The world likewise cares little for the concept of “occupation” in the abstract; it is only the concrete example of Palestine that earns its opprobrium. We can be assured that President Obama will not bring up Ossetia with President Putin. He will not raise the question of Tibet with the Chinese or occupied Cyprus with Prime Minister Erdogan. Will Helen Thomas ever ask, “How can Turkey be allowed to keep Nicosia a divided city?” Will she worry whether Greeks are allowed to buy property in the Turkish sector of that capital?
There is no European outcry over the slaughter of South Koreans in a torpedo attack by a North Korean vessel. I don’t recall President Sarkozy weighing in on that particular moral issue. The United Nations is angrier at Israel for enforcing a blockade against its terrorist neighbor than it is at Somalia for allowing pirates to kill and rob right off its coast. There was not much of a global outcry when Iran hijacked a British naval vessel; few in Turkey demonstrated when the French blew up a Greenpeace protest vessel.
“Disproportionate” is a term used to condemn Israeli retaliation. It does not apply to other, far more violent reprisals, such as the Russian leveling of Grozny, or the Turkish killing of Kurds, or occasional Hindu mass rioting and murdering of Muslims in India. Does Prime Minister Erdogan wish to allow “peace activists” to interview Kurds detained in his prisons, or to adjudicate the status of Kurds, Armenians, or Christian religious figures who live in Turkey? Can we imagine a peace flotilla of Swedish and British leftists sailing to Cyprus to “liberate” Greek land or investigate the “disappearance” of thousands of Greeks in 1974? And if they did, what would happen to them? About the same as would happen if they blocked a road to interdict a Turkish armored column rolling into Kurdistan.
Nor do human-rights violations mean much any more. Iran executes more of its own citizens each year than Israel has killed Palestinians in the course of war in any given year. Syria murders whomever it pleases in Lebanon without worry that any international body will ever condemn its action. I have heard a great deal about the “massacre” or “slaughter” at Jenin, where 52 Palestinians and 23 Israelis died. Indeed, the 2002 propaganda film Jenin, Jenin was a big hit on college campuses. But I have never seen a documentary Hama, Hama commemorating the real 1982 slaughter of somewhere between 10,000 and 40,000 civilians by the criminal Assad regime in Syria, with which we now so eagerly wish to restore ties. I find a 1,000-to-1 fatality rule generally applies: Each person killed by the Israel Defense Forces warrants about as much international attention as 1,000 people killed by Africans, Russians, Indians, Chinese, or Arabs.
I used to think that oil, Arab demography, fear of Islamic terrorism, and blowback from its close association with the United States explained the global double standard that is applied to Israel.
But after the hysteria over the Gaza flotilla, the outbursts of various members of the Turkish government, and Ms. Thomas’s candid revelations, I think the mad-dog hatred of Israel is more or less because it is a Jewish state. Period.

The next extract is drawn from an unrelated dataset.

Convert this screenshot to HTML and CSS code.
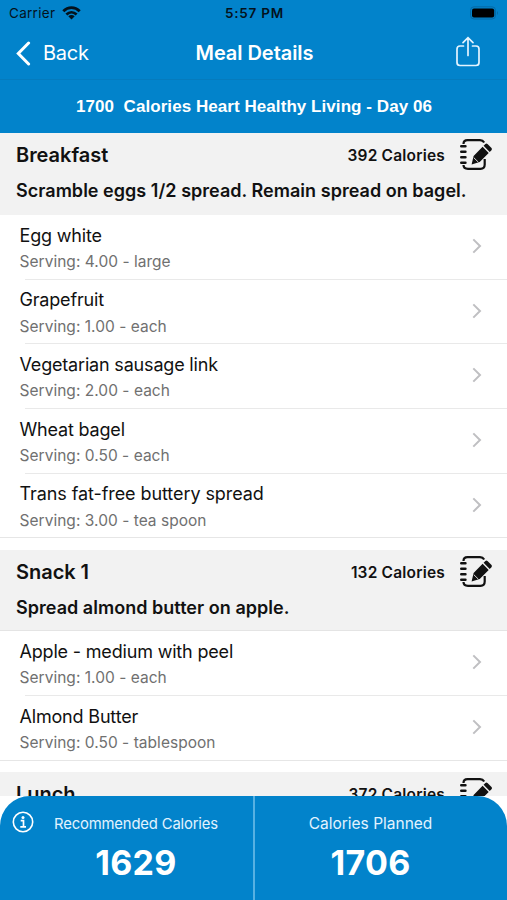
FILE: index.html
```
<!DOCTYPE html>
<html lang="en">
<head>
<meta charset="utf-8">
<title>Meal Details</title>
<link rel="stylesheet" href="styles.css">
</head>
<body>
<svg class="defs" aria-hidden="true">
  <symbol id="edit" viewBox="0 0 34 34">
    <g fill="none" stroke="currentColor">
      <path stroke-width="2.200" d="M4.500 6C4.500 3.500 6 2.200 8.500 2.200H21C23 2.200 24.300 3 25.200 4.500M25.700 21V26.500C25.700 29.300 24.300 30.800 21.500 30.800H9C6 30.800 4.500 29.300 4.500 27"/>
      <path stroke-width="2.600" stroke-linecap="round" d="M2.300 8.300H6.400M2.300 13.800H6.400M2.300 19.300H6.400M2.300 24.800H6.400"/>
    </g>
    <path fill="currentColor" d="M12.600 26.600L14.600 18L23.600 8.800L29.700 14.900L20.700 24Z M24.600 7.800L26.400 6Q27.400 5.100 28.500 6.100L32.500 10.100Q33.400 11.200 32.500 12.200L30.700 13.900Z"/>
    <path fill="none" stroke="#f2f2f2" stroke-width=".9" d="M14.800 19.700L19.300 24.100"/>
  </symbol>
  <symbol id="chev" viewBox="0 0 10 16"><path fill="none" stroke="currentColor" stroke-width="2" d="M1.300 1.400L8 8L1.300 14.600"/></symbol>
</svg>
<div class="app">
  <header>
    <div class="status">
      <div class="carrier"><span>Carrier</span>
        <svg width="19" height="14" viewBox="0 0 19 14"><g fill="none" stroke="#04121c" stroke-width="2.800"><path d="M1.300 5.200C6 .4 13 .4 17.700 5.200"/><path d="M4.400 8.500C7.500 5.600 11.500 5.600 14.600 8.500"/></g><path fill="#04121c" d="M6.300 10.300Q9.500 7.800 12.700 10.300L9.500 13.500Z"/></svg>
      </div>
      <span class="time">5:57 PM</span>
      <svg class="battery" width="30" height="14" viewBox="0 0 30 14"><rect x=".5" y=".8" width="25" height="12.200" rx="3.500" fill="none" stroke="#066aa5"/><rect x="2" y="2.400" width="22.200" height="9" rx="2" fill="#000"/><path fill="#066aa5" d="M27 4.900Q29 6.900 27 8.900Z"/></svg>
    </div>
    <nav>
      <div class="back">
        <svg width="15" height="25" viewBox="0 0 15 25"><path d="M12.600 2L2.300 12.500L12.600 23" fill="none" stroke="#fff" stroke-width="3" stroke-linecap="round"/></svg>
        <span>Back</span>
      </div>
      <h1>Meal Details</h1>
      <svg class="share" width="26" height="32" viewBox="0 0 26 32"><path d="M8.500 10H5Q2 10 2 13V26.500Q2 29.500 5 29.500H21Q24 29.500 24 26.500V13Q24 10 21 10H17.500M13 19.500V2.200M8 6.700L13 1.700L18 6.700" fill="none" stroke="#e4f4ff" stroke-width="1.700" stroke-linecap="round"/></svg>
    </nav>
    <div class="plan">1700&nbsp; Calories Heart Healthy Living - Day 06</div>
  </header>
  <main>
    <section>
      <div class="meal"><div class="top"><h2>Breakfast</h2><span class="cal">392 Calories</span><svg class="edit"><use href="#edit"/></svg></div><p>Scramble eggs 1/2 spread. Remain spread on bagel.</p></div>
      <ul>
        <li><div><b>Egg white</b><i>Serving: 4.00 - large</i></div><svg><use href="#chev"/></svg></li>
        <li><div><b>Grapefruit</b><i>Serving: 1.00 - each</i></div><svg><use href="#chev"/></svg></li>
        <li><div><b>Vegetarian sausage link</b><i>Serving: 2.00 - each</i></div><svg><use href="#chev"/></svg></li>
        <li><div><b>Wheat bagel</b><i>Serving: 0.50 - each</i></div><svg><use href="#chev"/></svg></li>
        <li><div><b class="wide">Trans fat-free buttery spread</b><i>Serving: 3.00 - tea spoon</i></div><svg><use href="#chev"/></svg></li>
      </ul>
    </section>
    <section>
      <div class="meal ruled"><div class="top"><h2>Snack 1</h2><span class="cal">132 Calories</span><svg class="edit"><use href="#edit"/></svg></div><p>Spread almond butter on apple.</p></div>
      <ul>
        <li><div><b>Apple - medium with peel</b><i>Serving: 1.00 - each</i></div><svg><use href="#chev"/></svg></li>
        <li><div><b>Almond Butter</b><i>Serving: 0.50 - tablespoon</i></div><svg><use href="#chev"/></svg></li>
      </ul>
    </section>
    <section>
      <div class="meal"><div class="top"><h2>Lunch</h2><span class="cal">372 Calories</span><svg class="edit"><use href="#edit"/></svg></div></div>
    </section>
  </main>
  <footer>
    <div class="totals">
      <div class="total first">
        <svg class="info" width="22" height="22" viewBox="0 0 22 22"><circle cx="11" cy="11" r="9.700" fill="none" stroke="#fff" stroke-width="1.600"/><circle cx="11" cy="6.400" r="1.500" fill="#fff"/><path d="M8.700 9.600H11.500V15.600M8.300 15.800H14" fill="none" stroke="#fff" stroke-width="1.700"/></svg>
        <span class="label rec">Recommended Calories</span><strong>1629</strong>
      </div>
      <div class="total"><span class="label">Calories Planned</span><strong>1706</strong></div>
    </div>
  </footer>
</div>
</body>
</html>
```
FILE: styles.css
```
* { box-sizing: border-box; margin: 0; padding: 0; }
body { font-family: Inter, "Liberation Sans", sans-serif; color: #111; background: #fff; }
.defs { display: none; }
.app { width: 507px; height: 900px; display: flex; flex-direction: column; overflow: hidden; }
header { flex: none; height: 133px; background: #0283cb; color: #fff; }
.status { height: 27px; display: grid; grid-template-columns: 1fr auto 1fr; align-items: center; padding: 0 7px 0 9px; color: #04121c; font-size: 13.5px; line-height: 27px; }
.carrier { display: flex; align-items: center; gap: 7px; letter-spacing: .29px; }
.carrier svg { margin-top: -2px; }
.time { font-weight: 600; letter-spacing: .8px; }
.battery { justify-self: end; margin-top: -1px; }
nav { height: 53px; display: grid; grid-template-columns: 1fr auto 1fr; align-items: center; padding: 0 26px 0 16px; border-bottom: 1px solid #057bbd; }
.back { display: flex; align-items: center; gap: 12px; font-size: 20px; letter-spacing: -.24px; }
h1 { font-size: 20px; font-weight: 600; letter-spacing: -.05px; margin-left: 12px; }
.share { justify-self: end; margin-top: -3px; }
.plan { height: 53px; padding-left: 1px; font: bold 17px/53px "Liberation Sans", sans-serif; letter-spacing: .06px; text-align: center; }
main { flex: none; height: 663px; overflow: hidden; }
section { margin-bottom: 11.600px; }
.meal { height: 82px; padding-left: 16px; background: #f2f2f2; }
.ruled { height: 81.400px; border-bottom: 1px solid #e4e4e4; }
.top { display: flex; align-items: center; height: 44px; padding-right: 14px; }
h2 { flex: 1; font-size: 20px; font-weight: 600; letter-spacing: -.03px; }
.cal { font-size: 15.500px; font-weight: 600; letter-spacing: .19px; margin-right: 14px; }
.edit { width: 34px; height: 34px; color: #111; }
.meal p { padding-top: 1px; font-size: 18px; font-weight: 600; line-height: 26px; letter-spacing: .03px; }
ul { list-style: none; border-bottom: 1px solid #e6e6e6; }
li { height: 64.700px; display: flex; justify-content: space-between; padding: 9.500px 25px 0 19.500px; }
li:first-child { height: 63.700px; padding-top: 8.500px; }
li + li { background: linear-gradient(#e9e9e9, #e9e9e9) 25px 0 / 100% 1px no-repeat; }
li b { display: block; font-size: 18px; font-weight: 400; line-height: 24px; letter-spacing: -.18px; }
li b.wide { letter-spacing: -.08px; }
li i { display: block; margin-top: 4.500px; font-size: 15.500px; font-style: normal; line-height: 20px; letter-spacing: .03px; color: #707070; }
li svg { width: 10px; height: 16px; margin-top: 14.500px; color: #bfbfc2; }
footer { flex: none; height: 104px; background: #fff; }
.totals { display: flex; height: 104px; background: #0283cb; border-radius: 30px 30px 0 0; color: #fff; }
.total { flex: 1; display: flex; flex-direction: column; align-items: center; padding-top: 16px; padding-right: 21px; }
.first { position: relative; flex: 0 0 255px; padding: 16px 0 0 19px; border-right: 2px solid #57b1e2; }
.info { position: absolute; left: 12px; top: 15px; }
.label { font-size: 15.500px; line-height: 24px; color: #e2f3ff; }
.rec { font-size: 14.800px; letter-spacing: -.15px; }
strong { font-size: 34px; font-weight: 700; line-height: 54px; letter-spacing: .3px; }
```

Let me explain. Intellectuals used to loudly condemn anti-Semitism because it was largely associated with those deemed to be less sophisticated people, often right-wing, who on either racial, nationalistic, or religious grounds regarded Jews as undesirable. Hating Jews was a sign of boorish chauvinism, or of the conspiratorial mind that exuded envy and jealousy of the more successful.

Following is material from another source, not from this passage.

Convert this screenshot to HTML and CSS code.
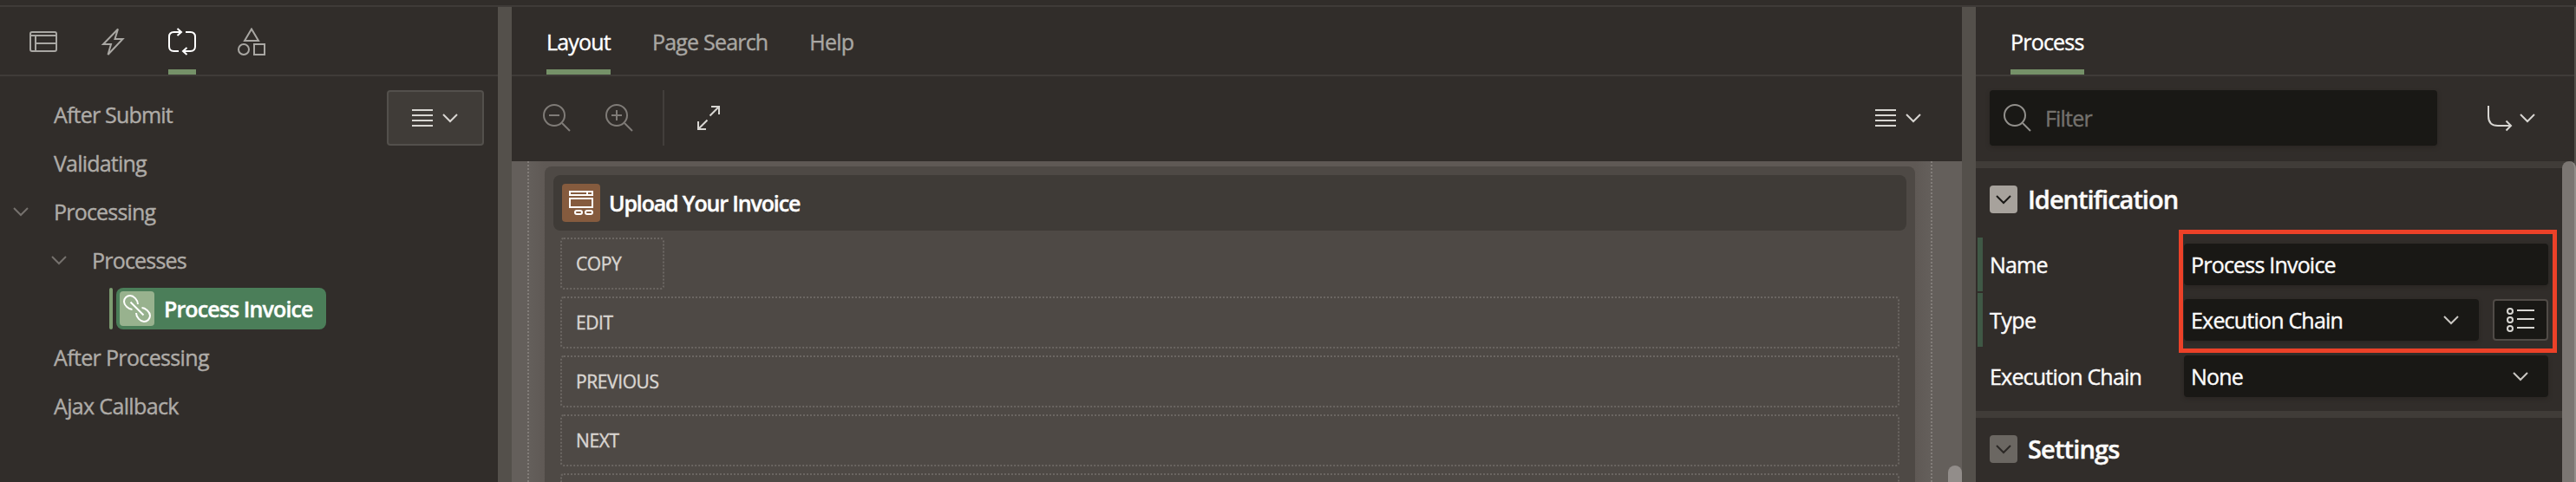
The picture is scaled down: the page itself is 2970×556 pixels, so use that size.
FILE: index.html
```html
<!DOCTYPE html>
<html lang="en">
<head>
<meta charset="utf-8">
<title>Page Designer</title>
<link rel="stylesheet" href="styles.css">
</head>
<body>
<svg class="defs" aria-hidden="true">
  <symbol id="chevron" viewBox="0 0 20 12"><path d="M2 2l8 8 8-8"/></symbol>
  <symbol id="menu" viewBox="0 0 24 22"><path d="M0 2h24M0 8h24M0 14h24M0 20h24"/></symbol>
</svg>
<div class="topbar"></div>
<main class="designer">
  <section class="tree-pane">
    <nav class="icon-tabs">
      <a class="icon-tab"><svg class="icon" viewBox="0 0 32 32"><path d="M1 7q0-2 2-2h26q2 0 2 2v18q0 2-2 2H3q-2 0-2-2zM1 9h30M7 9v18M7 18h24"/></svg></a>
      <a class="icon-tab"><svg class="icon" viewBox="0 0 32 32"><path d="M22 1.500L5 19h9L10.500 31 27.500 13H18.500z"/></svg></a>
      <a class="icon-tab icon-tab-on"><svg class="icon" viewBox="0 0 32 32"><path d="M12 27H6.500Q1 27 1 21.500v-11Q1 5 6.500 5H15M20 5h5.500Q31 5 31 10.500v11Q31 27 25.500 27H17M10.500 1l4.500 4-4.500 4M21.500 23L17 27l4.500 4"/></svg></a>
      <a class="icon-tab"><svg class="icon" viewBox="0 0 32 32"><path d="M16 1.500L24 15H8zM19 19h12v12H19z"/><circle cx="7" cy="25" r="6"/></svg></a>
    </nav>
    <div class="tree-area">
      <ul class="tree">
        <li class="node"><span class="t after-submit">After Submit</span></li>
        <li class="node"><span class="t validating">Validating</span></li>
        <li class="node"><svg class="chev"><use href="#chevron"/></svg><span class="t processing">Processing</span></li>
        <li class="node node-2"><svg class="chev"><use href="#chevron"/></svg><span class="t processes">Processes</span></li>
        <li class="node node-3"><span class="mark"></span><span class="selected"><span class="chain"><svg class="icon" viewBox="0 0 32 32"><path d="M10.500 17C6.500 17 1 12 1 8A7 7 0 0 1 8 1C12 1 17 6 17 11M21.500 15C25.500 15 31 20 31 24A7 7 0 0 1 24 31C20 31 15 26 15 21M8.500 8.500l15 15"/></svg></span><span class="t selected-text">Process Invoice</span></span></li>
        <li class="node"><span class="t after-processing">After Processing</span></li>
        <li class="node"><span class="t ajax">Ajax Callback</span></li>
      </ul>
      <button class="menu-button"><svg class="lines"><use href="#menu"/></svg><svg class="chev"><use href="#chevron"/></svg></button>
    </div>
  </section>
  <div class="splitter"></div>
  <section class="layout-pane">
    <nav class="text-tabs">
      <a class="tab tab-on"><span class="t layout">Layout</span></a>
      <a class="tab"><span class="t search">Page Search</span></a>
      <a class="tab"><span class="t help">Help</span></a>
    </nav>
    <div class="toolbar">
      <svg class="icon zoom" viewBox="0 0 32 32"><circle cx="13" cy="13" r="12"/><path d="M22 22l9 9M7 13h12"/></svg>
      <svg class="icon zoom" viewBox="0 0 32 32"><circle cx="13" cy="13" r="12"/><path d="M22 22l9 9M7 13h12M13 7v12"/></svg>
      <span class="rule"></span>
      <svg class="icon expand" viewBox="0 0 32 32"><path d="M18.500 13.500L29 3M20 3h9v9M15.500 18.500L5 29M5 20v9h9"/></svg>
      <span class="toolbar-menu"><svg class="lines"><use href="#menu"/></svg><svg class="chev"><use href="#chevron"/></svg></span>
    </div>
    <div class="canvas">
      <div class="page-body">
        <div class="region">
          <div class="region-head">
            <span class="region-icon"><svg class="icon" viewBox="0 0 32 32"><path d="M3 3h26v4H3zM23 3v4M3 11h26v10H3z"/><rect x="9" y="25" width="8" height="4" rx="2"/><rect x="21" y="25" width="8" height="4" rx="2"/></svg></span>
            <span class="t region-title">Upload Your Invoice</span>
          </div>
          <div class="slot slot-short"><span class="t copy">COPY</span></div>
          <div class="slot"><span class="t edit">EDIT</span></div>
          <div class="slot"><span class="t previous">PREVIOUS</span></div>
          <div class="slot"><span class="t next">NEXT</span></div>
          <div class="slot slot-cut"></div>
        </div>
      </div>
      <span class="canvas-thumb"></span>
    </div>
  </section>
  <div class="splitter"></div>
  <section class="property-pane">
    <nav class="text-tabs">
      <a class="tab tab-on"><span class="t process">Process</span></a>
    </nav>
    <div class="filter-row">
      <div class="filter"><svg class="icon" viewBox="0 0 32 32"><circle cx="13" cy="13" r="12"/><path d="M22 22l9 9"/></svg><span class="t filter-text">Filter</span></div>
      <span class="goto"><svg class="icon" viewBox="0 0 32 32"><path d="M3 2v12q0 11 11 11h15M23.500 19.500L29 25l-5.500 5.500"/></svg><svg class="chev"><use href="#chevron"/></svg></span>
    </div>
    <div class="group">
      <h2 class="group-head"><span class="toggle"><svg class="chev"><use href="#chevron"/></svg></span><span class="t identification">Identification</span></h2>
      <div class="prop prop-changed">
        <span class="t name">Name</span>
        <div class="field"><span class="t name-value">Process Invoice</span></div>
      </div>
      <div class="prop prop-changed">
        <span class="t type">Type</span>
        <div class="field field-narrow"><span class="t chain-text">Execution Chain</span><svg class="chev"><use href="#chevron"/></svg></div>
        <button class="list-button"><svg class="icon" viewBox="0 0 32 32"><circle cx="4" cy="6" r="3"/><circle cx="4" cy="16" r="3"/><circle cx="4" cy="26" r="3"/><path d="M12 5h20M12 15h20M12 25h20"/></svg></button>
      </div>
      <div class="prop">
        <span class="t chain-text">Execution Chain</span>
        <div class="field"><span class="t none">None</span><svg class="chev"><use href="#chevron"/></svg></div>
      </div>
      <span class="highlight"></span>
    </div>
    <div class="group group-cut">
      <h2 class="group-head"><span class="toggle toggle-dim"><svg class="chev"><use href="#chevron"/></svg></span><span class="t settings">Settings</span></h2>
    </div>
    <span class="property-thumb"></span>
  </section>
  <div class="edge"></div>
</main>
</body>
</html>
```

FILE: styles.css
```css
* { box-sizing: border-box; }
body {
  margin: 0;
  width: 2970px;
  height: 556px;
  overflow: hidden;
  background: #312d2a;
  color: #fcfbfa;
  font: 25px/34px "Open Sans", "Noto Sans", sans-serif;
  letter-spacing: -0.8px;
}
.defs { position: absolute; width: 0; height: 0; }
svg { fill: none; stroke: currentColor; stroke-width: 2; flex: none; display: block; }
.t { white-space: nowrap; -webkit-text-stroke: 0.4px currentColor; }
.icon { width: 32px; height: 32px; }
.chev { width: 20px; height: 12px; }
.lines { width: 24px; height: 22px; }
.topbar { height: 8px; border-bottom: 2px solid #3f3b38; }
.designer { display: grid; grid-template-columns: 574px 16px 1672px 16px 690px 2px; height: 548px; }
.splitter { background: #54504b; }
.edge { background: #54504b; }

.icon-tabs { display: flex; gap: 48px; height: 80px; padding: 0 34px; border-bottom: 2px solid #3f3b38; color: #a9a7a3; }
.icon-tab { height: 78px; padding-top: 24px; }
.icon-tab-on { color: #fff; border-bottom: 6px solid #759168; }
.tree-area { display: flex; padding-top: 16px; }
.tree { width: 446px; margin: 0; padding: 0; list-style: none; color: #aeaba7; }
.node { display: flex; align-items: center; height: 56px; padding-left: 62px; }
.after-processing, .ajax { letter-spacing: -0.65px; }
.node .chev { margin: 0 28px 0 -48px; color: #75716d; }
.node-2 { padding-left: 106px; }
.node-3 { padding-left: 126px; gap: 4px; }
.mark { width: 4px; height: 48px; border-radius: 2px; background: #7d9c71; }
.selected { display: flex; align-items: center; width: 242px; height: 48px; padding-left: 4px; gap: 11px; border-radius: 8px; background: #4b7e59; color: #fff; font-weight: 600; letter-spacing: -0.9px; }
.chain { width: 40px; height: 40px; padding: 4px; border-radius: 4px; background: #98b28e; }
.menu-button { display: flex; align-items: center; justify-content: center; gap: 10px; width: 112px; height: 64px; padding: 0; border: 2px solid #53504c; border-radius: 4px; background: #403c38; color: #d8d6d2; }

.text-tabs { display: flex; gap: 48px; height: 80px; padding-left: 40px; border-bottom: 2px solid #3f3b38; color: #a9a7a3; }
.tab { height: 78px; padding-top: 23px; }
.tab-on { color: #fff; border-bottom: 6px solid #759168; }
.toolbar { display: flex; align-items: center; height: 98px; padding: 0 46px 2px 36px; color: #d8d6d2; }
.zoom { margin-right: 40px; color: #7f7b77; }
.rule { width: 2px; height: 64px; margin: 0 34px 0 -6px; background: #423e3b; }
.toolbar-menu { display: flex; align-items: center; gap: 10px; margin-left: auto; }
.canvas { position: relative; height: 370px; padding: 0 34px 0 18px; background: #645f5b; }
.page-body { height: 370px; padding: 6px 18px 0; border-left: 2px dotted #827d79; border-right: 2px dotted #827d79; background: linear-gradient(90deg, #645f5b 0, #5f5955 18px, #5f5955 calc(100% - 18px), #645f5b 100%); }
.region { height: 364px; padding: 10px 10px 0; border-radius: 8px 8px 0 0; background: #4e4945; }
.region-head { display: flex; align-items: center; gap: 10px; height: 64px; padding-left: 10px; border-radius: 8px; background: #3f3b37; font-weight: 600; letter-spacing: -1.15px; color: #fff; }
.region-icon { width: 44px; height: 44px; padding: 6px; border-radius: 4px; background: #855b3e; }
.slot { height: 60px; margin: 8px 8px 0; padding: 13px 16px; border: 2px dotted #6b6662; border-radius: 4px; color: #d9d5d1; font-size: 21px; line-height: 30px; letter-spacing: -0.4px; }
.slot-short { width: 120px; }
.slot-cut { height: 10px; padding: 0; border-bottom: 0; border-radius: 4px 4px 0 0; }
.canvas-thumb { position: absolute; right: 0; top: 351px; width: 16px; height: 19px; border-radius: 8px 8px 0 0; background: #928d8a; }

.property-pane { position: relative; }
.filter-row { display: flex; align-items: center; height: 98px; padding: 0 44px 2px 16px; }
.filter { display: flex; align-items: center; gap: 16px; width: 516px; height: 64px; padding-left: 16px; border-radius: 4px; background: #191815; color: #74716d; box-shadow: 0 2px 4px #2a2623; }
.filter .icon { color: #92908c; }
.goto { display: flex; align-items: center; gap: 6px; margin-left: auto; color: #d8d6d2; }
.group { position: relative; height: 288px; border-top: 8px solid #403c38; }
.group-cut { height: 82px; }
.group-head { display: flex; align-items: center; gap: 12px; height: 72px; margin: 0 0 8px; padding: 0 16px; font-size: 29px; line-height: 40px; font-weight: 600; letter-spacing: -1px; }
.group-cut .group-head { margin-bottom: 0; }
.toggle { display: flex; align-items: center; justify-content: center; width: 32px; height: 32px; border-radius: 4px; background: #a7a29c; color: #191815; }
.toggle-dim { background: #6b6762; color: #2b2825; }
.settings { letter-spacing: -0.85px; }
.prop { display: flex; align-items: center; height: 64px; padding: 0 30px 0 10px; border-left: 6px solid transparent; }
.prop-changed { margin-left: 2px; padding-left: 8px; height: 62px; margin-bottom: 2px; border-color: #3f5845; }
.prop > .t { width: 224px; }
.type { letter-spacing: -0.5px; }
.field { display: flex; align-items: center; justify-content: space-between; width: 420px; height: 48px; padding: 0 22px 0 8px; border-radius: 4px; background: #191815; box-shadow: 0 2px 4px #2a2623; }
.field .chev { color: #c9c6c2; }
.field-narrow { width: 340px; }
.list-button { width: 64px; height: 48px; margin-left: 16px; padding: 6px 14px; border: 2px solid #504b47; border-radius: 4px; background: #191815; color: #d8d6d2; }
.highlight { position: absolute; left: 234px; top: 71px; width: 436px; height: 142px; border: 5px solid #ec4128; }
.property-thumb { position: absolute; right: -2px; top: 178px; width: 16px; height: 370px; border-radius: 8px 8px 0 0; background: #7b7672; border-right: 2px solid #928e8a; }
```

But in the last two decades especially, the Left has made anti-Semitism respectable in intellectual circles. The fascistic nature of various Palestinian liberation groups was forgotten, as the “occupied” Palestinians grafted their cause onto that of American blacks, Mexican-Americans, and Asian-Americans. Slurring post-Holocaust Jews was still infra dig, but damning the nation-state of Israel as imperialistic and oppressive was considered principled. No one ever cared to ask: Why Israel and not other, far more egregious examples? In other words, one could now focus inordinately on the Jews by emphasizing that one’s criticism was predicated on cosmic issues of human rights and justice. And by defaming Israel the nation, one could vent one’s dislike of Jews without being stuck with the traditional boorish label of anti-Semite.
So an anti-Semitic bigot like Helen Thomas could navigate perfectly well among the top echelons of Washington society spouting off her hatred of Israel, since her animus was supposedly against Israeli policies rather than those who made them. Only an inadvertent remark finally caught up with her to reveal that what she felt was not anger growing out of a territorial dispute, but furor about the nature of an entire people who should be deported to the sites of the Holocaust.
Finally, as I say, all this may have a strangely liberating effect on Israel. We know now that whatever it does, the world, or at least its prominent political and media figures, is going to damn it. Its longtime patron, the United States, now sees not much difference between Israel’s democratic achievement and the autocracies around it, which we are now either subsidizing or courting. As a result, the global censors have lost leverage with Israel, since they have proven to be such laughable adjudicators of right and wrong when Israel is involved.
Israelis should assume by now that whether they act tentatively or strongly, the negative reaction will be the same. Therefore why not project the image of a strong, unapologetic country to a world that has completely lost its moral bearings, and is more likely to respect Israel’s strength than its past concern for meeting an impossible global standard?
How odd that the more the activists, political leaders, and media figures issue moral strictures against Israel, the more they prove abjectly amoral. And the more they seek to pressure Israel, the more they are liberating it to do what it feels it must.